The real key to all of this though is to get me more comfortable with being out of control with my circumstances.
For some people, change can be an easy process. And for others, myself included, it’s a challenge. It all depends on what happened to you as you were growing up.
Did you have a childhood where things were constantly out of your control??
I did. So through learned behavior, experiencing anything new tends to throw me into a quandary every time.
It never seems to go real easy for me. Very quickly I find myself as a child, losing control and having everything around me feeling very uncomfortable. I’m also the one that gets served a burned meal in a restaurant every time when every other persons meal comes to them just fine. It’s not like I expect it either. It just seems to happen. So, frustration has followed me for sometime now.

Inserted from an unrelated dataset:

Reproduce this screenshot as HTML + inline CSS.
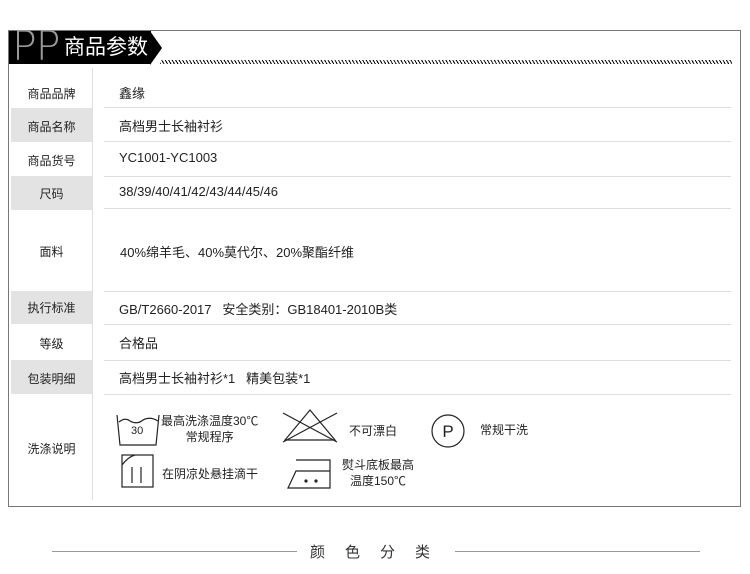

So, for TODAY, I know I need to take a deep breath, get quiet, and begin to understand the challenge in front of me is one I can handle easily. I need to remember nothing has to be a struggle, I make it that way based on how I view it. I also need to remember anything is easily changed. There’s a saying that fits here…changing your thoughts changes your life.
I need to implement gratitude for my friend, as well as my daughter, since they serve as my HELP ME guides. I need to also remember, the challenges that are being presented today are ones I can easily overcome if I stay calm and in the now. I have to remember I’m not that child that has everything in her life out of her control any longer.
I have to remember I’m an adult that has options. 🙂
What about you?
How do you handle challenges in your life??
Are you thrown back into that child you once were, feeling as if you have no control, or choices, when you encounter something new?